Consider everything said above. If assigned, you’re given 100 shares by Robinhood and now in debt -$41,900. Let’s assume all this happens on a Friday after the closing bell and that 3/18 419 Short SPY put expires ITM. The person has 100 shares of SPY and the position gets exercised. The closing price of SPY is $390 and come opening bell Monday morning, SPY magically gapes up to 425. I can now sell all 100 shares of SPY for $42,500 and cover my debt plus make a profit while keeping my long position. This is literally the best case scenario. I don’t have the exact time Robinhood waits around for you to fix the debt, but I’d imagine by within a day, any cash, stock and other positions you have open all become liquidated to help pay the bill they financed for you.

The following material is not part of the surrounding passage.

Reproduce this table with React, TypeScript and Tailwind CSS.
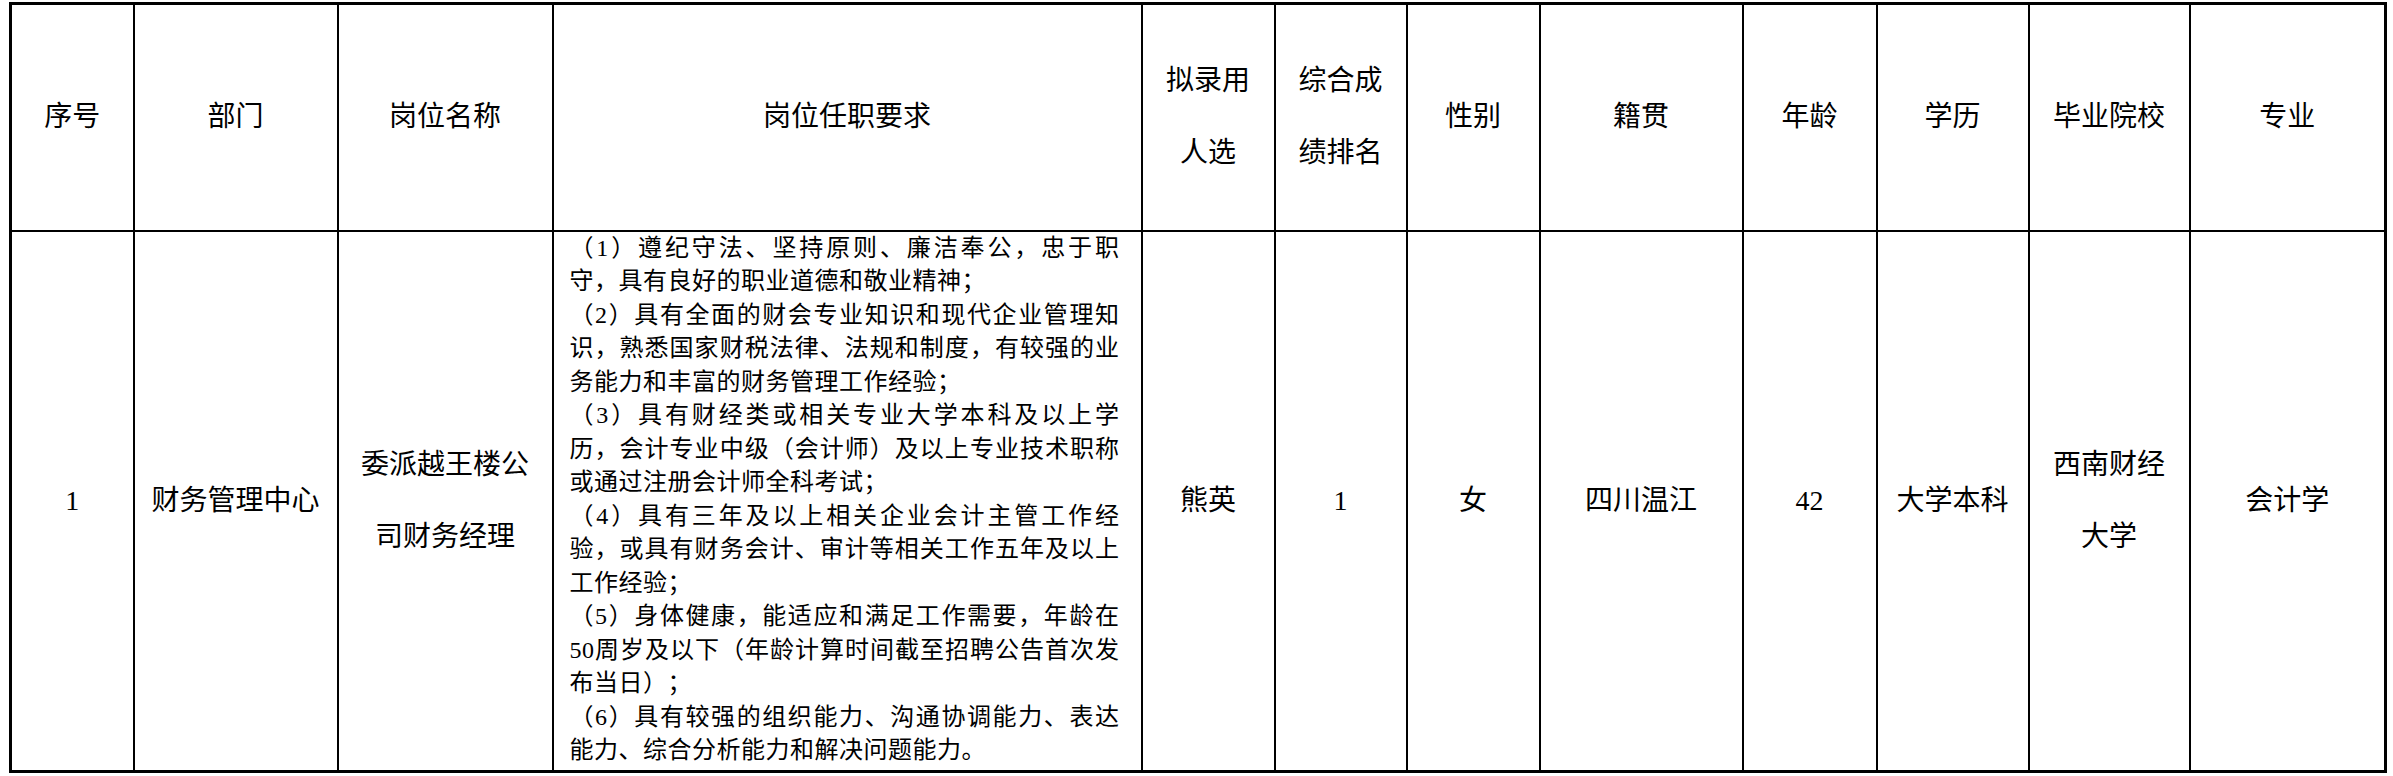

If you’re new or slow, or both, and you happen to sell 100 share below 419, you’ll not only be on debt to Robinhood still, but you’ll now not be able to exercise your long position to close the short position.
-What happens when my short position becomes assigned via Robinhood? Robinhood fronts you the money and buys the 100 shares at whatever strike price the short position is at. This comes without a fee.
-If SPY, the day off, magically increases above the short position’s strike price, you can just sell those 100 SPY shares given to you by Robinhood to clear your debt to Robinhood (and keep any remaining profit if it is higher than the short’s strike price).
-If SPY clearly isn’t going higher than the short put the day your assigned or even after and you don’t exercise your long position with the 100 shares given to you from Robinhood, they will start liquidating your portfolio, cash, and anything else that can pay the balance.